Los mercados emergentes, esos que tanto se elogian para empujarnos a seguir la comparsa, se parecen más al de Cuba. Pero las cifras siempre son manipulables. En tanto tienen poblaciones mucho mayores que la nuestra, se magnifican los millones de aparatejos y servicios vendidos, pero no se dice una palabra de su alcance geográfico, y mucho menos el porciento que representan del total de nacionales, sin contar que todos callan que en el fondo, no se debate de libertades ni del beneficio común producido, sino de cómo las transnacionales de las comunicaciones pueden hacer más dinero.
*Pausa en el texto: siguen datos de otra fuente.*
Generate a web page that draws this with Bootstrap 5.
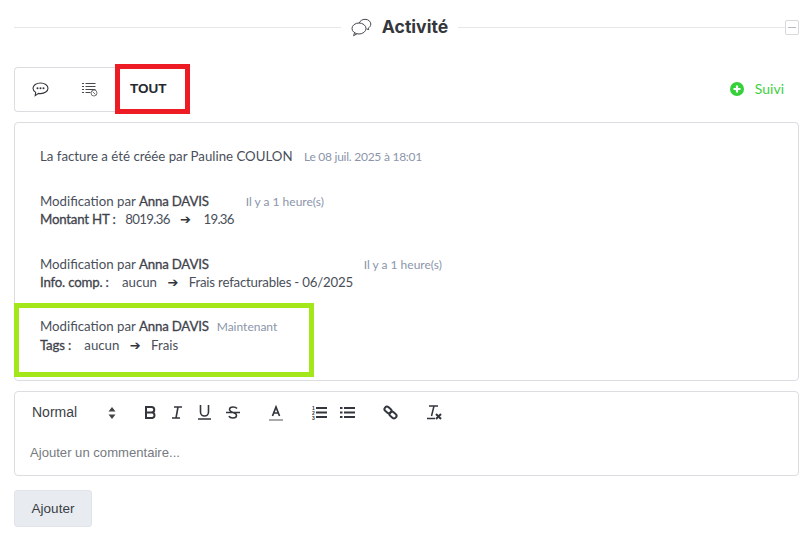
<!DOCTYPE html>
<html lang="fr"><head><meta charset="utf-8">
<link href="https://cdn.jsdelivr.net/npm/bootstrap@5.3.0/dist/css/bootstrap.min.css" rel="stylesheet">
<style>
body{background:#fff;font-family:"Lato","Noto Sans",sans-serif;font-size:13.25px;color:#4a4f5a;width:812px;height:542px;overflow:hidden}
.page-wrap{padding:0 13px 0 14px}
.head-row{height:54px;gap:10px}
.head-line{flex:1;height:1px;background:#e6e7e9}
.head-title{font-family:"Inter",sans-serif;font-weight:700;font-size:17.6px;color:#34373c;line-height:1}
.fold-box{width:14px;height:15px;border:1px solid #d8d9db;border-radius:2px;margin-left:-10px;background:#fff}
.fold-box::after{content:"";width:8px;height:1px;background:#b9babd}
.tab-bar{height:68px;padding-top:10px}
.tab-group{width:102px;height:45px;margin-top:3px;border:1px solid #dcdde0;border-right:0;border-radius:4px 0 0 4px}
.tab-cell{width:50px}
.tab-all{box-sizing:border-box;width:75px;height:50px;margin-left:-1px;border:5px solid #ed1c24;background:#fff;padding:1px 0 0 10px;font-family:"Liberation Sans",sans-serif;font-size:13.5px;font-weight:700;color:#25282d;position:relative}
.follow-link{color:#3ecf3e;font-size:14px;gap:11px;margin-right:15px;margin-top:14px}
.feed-box{height:259px;border:1px solid #dcdde0;border-radius:4px;position:relative;padding:24px 0 0 0}
.feed-item{padding-left:25px;line-height:19px;color:#4a4f5a;white-space:nowrap}
.feed-item strong{font-weight:400;color:#3f434c;-webkit-text-stroke:.3px #3f434c;letter-spacing:-.2px}
.feed-item strong.field-name{margin-right:6.500px}
.feed-item strong.field-short{margin-right:3px}
.num-val{letter-spacing:-.7px}
.num-next{margin-left:2px}
.long-val{letter-spacing:-.2px}
.when{font-size:12px;color:#8b95aa;line-height:1}
.date-when{letter-spacing:-.25px}
.arrow-mark{padding:0 7px;font-family:"DejaVu Sans",sans-serif;font-size:13px;color:#33363c;line-height:1}
.item-b{margin-top:26px;line-height:18px}
.item-c{margin-top:27px;line-height:18px}
.item-d{box-sizing:border-box;width:300px;height:74px;margin:12px 0 0 -1px;padding:9px 0 0 21px;border:5px solid #a3e61a}
.when-b{margin-left:37px}
.when-c{margin-left:155px}
.editor-box{height:85px;margin-top:10px;border:1px solid #dcdde0;border-radius:4px;font-family:"Liberation Sans",sans-serif}
.tool-row{height:41px;padding-left:17px;color:#3c3f45;font-size:14px}
.tool-row svg{display:block}
.tool-label{width:76px}
.gap-b{margin-left:28px}
.gap-i{margin-left:14px}
.gap-u,.gap-s{margin-left:15px}
.gap-a,.gap-ol{margin-left:29px}
.gap-ul{margin-left:13px}
.gap-link{margin-left:28px}
.gap-tx{margin-left:29px}
.num-mark{font-family:"Liberation Sans",sans-serif;font-size:5px;font-weight:700}
.editor-text{padding:10px 0 0 15px;color:#767a80;font-size:13.1px}
.add-btn{margin-top:14px;width:78px;height:37px;background:#e8ebf0;border:1px solid #e1e4e9;border-radius:3px;color:#3a3d43;font-family:"Liberation Sans",sans-serif;font-size:13.5px;padding:1px 0 0}
</style></head>
<body>
<div class="page-wrap">
  <div class="head-row d-flex align-items-center">
    <div class="head-line"></div>
    <svg width="21" height="19" viewBox="0 0 21 19" fill="none" stroke="#45484d" stroke-width="1"><path d="M8 5.200c1-2.400 3.400-3.900 6-3.900 3.200 0 5.800 2.100 5.800 4.800 0 1.700-1 3.100-2.500 4l.4 1.600-2.200-.8"/><ellipse cx="8" cy="10.500" rx="7" ry="5.500" fill="#fff"/><path d="M3.500 14.800l-.9 2.900 3.300-1.800"/></svg>
    <div class="head-title">Activité</div>
    <div class="head-line"></div>
    <div class="fold-box d-flex align-items-center justify-content-center"></div>
  </div>
  <div class="tab-bar d-flex align-items-start">
    <div class="tab-group d-flex align-items-center">
      <div class="tab-cell d-flex justify-content-center">
        <svg width="17" height="15" viewBox="0 0 17 15" fill="none" stroke="#33363c" stroke-width="1.100"><path d="M8.500 1C4.400 1 1 3.300 1 6.300c0 1.700 1.100 3.100 2.700 4.100l-.5 3.300 3.400-2.300c.6.100 1.300.2 1.900.2 4.100 0 7.500-2.400 7.500-5.300S12.600 1 8.500 1z"/><circle cx="5.500" cy="6.300" r="1" fill="#33363c" stroke="none"/><circle cx="8.500" cy="6.300" r="1" fill="#33363c" stroke="none"/><circle cx="11.500" cy="6.300" r="1" fill="#33363c" stroke="none"/></svg>
      </div>
      <div class="tab-cell d-flex justify-content-center">
        <svg width="16" height="15" viewBox="0 0 16 15" fill="none" stroke="#45484d" stroke-width="1"><path d="M0 1.500h2M0 4.500h2M0 7.500h2M0 10.500h2M3.500 1.500h10M3.500 4.500h10M3.500 7.500h10M3.500 10.500h5"/><circle cx="12" cy="11" r="3" fill="#fff" stroke="#777"/><path d="M10.500 9.500l3 3" stroke="#777"/></svg>
      </div>
    </div>
    <div class="tab-all d-flex align-items-center">TOUT</div>
    <a class="follow-link ms-auto d-flex align-items-center text-decoration-none" href="#">
      <svg width="14" height="14" viewBox="0 0 14 14"><circle cx="7" cy="7" r="7" fill="#36d03b"/><path d="M7 3.500v7M3.500 7h7" stroke="#fff" stroke-width="2.200"/></svg>
      <span>Suivi</span>
    </a>
  </div>
  <div class="feed-box">
    <div class="feed-item">La facture a été créée par Pauline COULON <span class="when date-when ms-2">Le 08 juil. 2025 à 18:01</span></div>
    <div class="feed-item item-b">Modification par <strong>Anna DAVIS</strong><span class="when when-b">Il y a 1 heure(s)</span><br><strong class="field-short">Montant HT :</strong>&nbsp; <span class="num-val">8019.36</span> <span class="arrow-mark">➔</span> <span class="num-val num-next">19.36</span></div>
    <div class="feed-item item-c">Modification par <strong>Anna DAVIS</strong><span class="when when-c">Il y a 1 heure(s)</span><br><strong class="field-name">Info. comp. :</strong>&nbsp; aucun <span class="arrow-mark">➔</span> <span class="long-val">Frais refacturables - 06/2025</span></div>
    <div class="feed-item item-d">Modification par <strong>Anna DAVIS</strong><span class="when ms-2">Maintenant</span><br><strong class="field-name">Tags :</strong>&nbsp; aucun <span class="arrow-mark">➔</span> Frais</div>
  </div>
  <div class="editor-box">
    <div class="tool-row d-flex align-items-center">
      <span class="tool-label">Normal</span>
      <svg width="8" height="12" viewBox="0 0 8 12" fill="#444"><path d="M4 0l3.500 4.500h-7zM4 12L.5 7.500h7z"/></svg>
      <svg class="gap-b" width="13" height="13" viewBox="0 0 13 13" fill="none" stroke="#33363c" stroke-width="2"><path d="M2 1h5.500a2.700 2.700 0 0 1 0 5.500H2zM2 6.500h6.200a2.800 2.800 0 0 1 0 5.500H2z"/></svg>
      <svg class="gap-i" width="12" height="13" viewBox="0 0 12 13" fill="none" stroke="#33363c" stroke-width="1.600"><path d="M3 1h8M1 12h8M7 1L5 12"/></svg>
      <svg class="gap-u" width="13" height="15" viewBox="0 0 13 15" fill="none" stroke="#33363c" stroke-width="1.600"><path d="M2.500 0v7a4 4 0 0 0 8 0V0M0 14h13"/></svg>
      <svg class="gap-s" width="14" height="13" viewBox="0 0 14 13" fill="none" stroke="#33363c" stroke-width="1.500"><path d="M11 2.500C10 1 9 1 7 1 4.500 1 3.500 2 3.500 3.500S5 5.800 7 6.500s3.500 1.200 3.500 3S9 12 7 12c-2 0-3.500-.5-4-2M0 6.500h14"/></svg>
      <svg class="gap-a" width="14" height="16" viewBox="0 0 14 16" fill="none" stroke="#33363c" stroke-width="1.700"><path d="M3.500 11L7 2l3.500 9M4.700 8h4.600"/><path d="M0 15h14" stroke="#aaa" stroke-width="2"/></svg>
      <svg class="gap-ol" width="15" height="15" viewBox="0 0 15 15" fill="#33363c"><rect x="4" y="2" width="11" height="2"/><rect x="4" y="6.500" width="11" height="2"/><rect x="4" y="11" width="11" height="2"/><text class="num-mark" x="0" y="4.500">1</text><text class="num-mark" x="0" y="9.500">2</text><text class="num-mark" x="0" y="14.500">3</text></svg>
      <svg class="gap-ul" width="15" height="13" viewBox="0 0 15 13" fill="#33363c"><rect x="4" y="1" width="11" height="2"/><rect x="4" y="5.500" width="11" height="2"/><rect x="4" y="10" width="11" height="2"/><rect x="0" y="1" width="2.500" height="2"/><rect x="0" y="5.500" width="2.500" height="2"/><rect x="0" y="10" width="2.500" height="2"/></svg>
      <svg class="gap-link" width="15" height="15" viewBox="0 0 15 15" fill="none" stroke="#33363c" stroke-width="2"><rect x="-3.800" y="-2.500" width="7.600" height="5" rx="2.500" transform="translate(5 5) rotate(40)"/><rect x="-3.800" y="-2.500" width="7.600" height="5" rx="2.500" transform="translate(10 10) rotate(40)"/></svg>
      <svg class="gap-tx" width="15" height="15" viewBox="0 0 15 15" fill="none" stroke="#33363c" stroke-width="1.500"><path d="M2 1h9M7 1L4.500 11M0 13.500h8"/><path d="M9 9l5 5M14 9l-5 5" stroke-width="2"/></svg>
    </div>
    <div class="editor-text">Ajouter un commentaire...</div>
  </div>
  <button type="button" class="btn add-btn d-block">Ajouter</button>
</div>
</body></html>
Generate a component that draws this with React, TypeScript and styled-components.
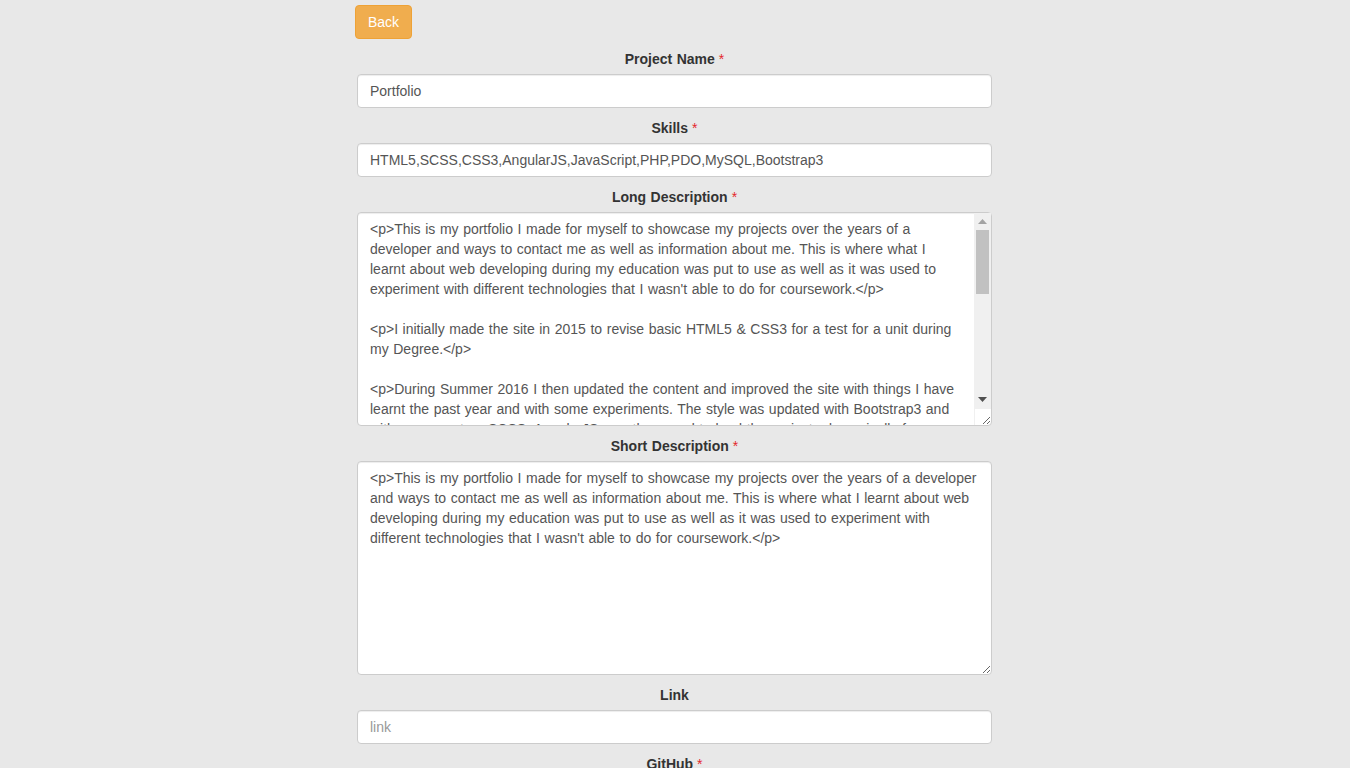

Nadie menciona que en cualquier parte del mundo, para pagarse un teléfono hay que trabajar y ganar un salario honrado, y no vivir de la maraña y del cuento, de la remesa del tío o de benefactor extranjero. Casi nadie de esos matemáticos, duchos en equiparar salarios —nunca ingresos reales— de los cubanos con el cambio del dólar, menciona que los precios de ETECSA clasifican entre los más bajos del mundo, aun cuando muchos, incluido este periodista, no esté en condiciones de asumirlos, ni constituya su prioridad, ni tenga que traumatizarse, sufrir fiebre o hacer estragos no-se-sabe-dónde. Nadie dice tampoco una palabra de que, por razones de conectividad, la zona del Caribe —donde está Cuba— es, junto con las islas del Pacífico, el área del mundo con las más altas tasas de cobro por servicios telefónicos.
Yo estoy contento con la noticia de los celulares. Me alegro por aquellos que resolverán su problema, tanto como me río de los tontos que lo seguirán exhibiendo como atributo de un falso poder. También recordaré cómo algunos presuntuosos líderes de la era «celular» contaminan electromagnéticamente a sus poblaciones, sembrando indiscriminadamente antenas para satisfacer la voracidad de las empresas. Y no dejaré de preguntarme cómo, con tanto desarrollo sin bloqueos y tanta abundancia mercantil, los verduleros de noticias venderán la buena nueva de que la densidad de hogares sin teléfono en España dejará de ser un día el doble de la Unión Europea, como es hoy, y que un tercio de los gallegos, riojanos y manchegos que hoy carecen de ese servicio, podrán hacer estragos y colas por una llamada telefónica.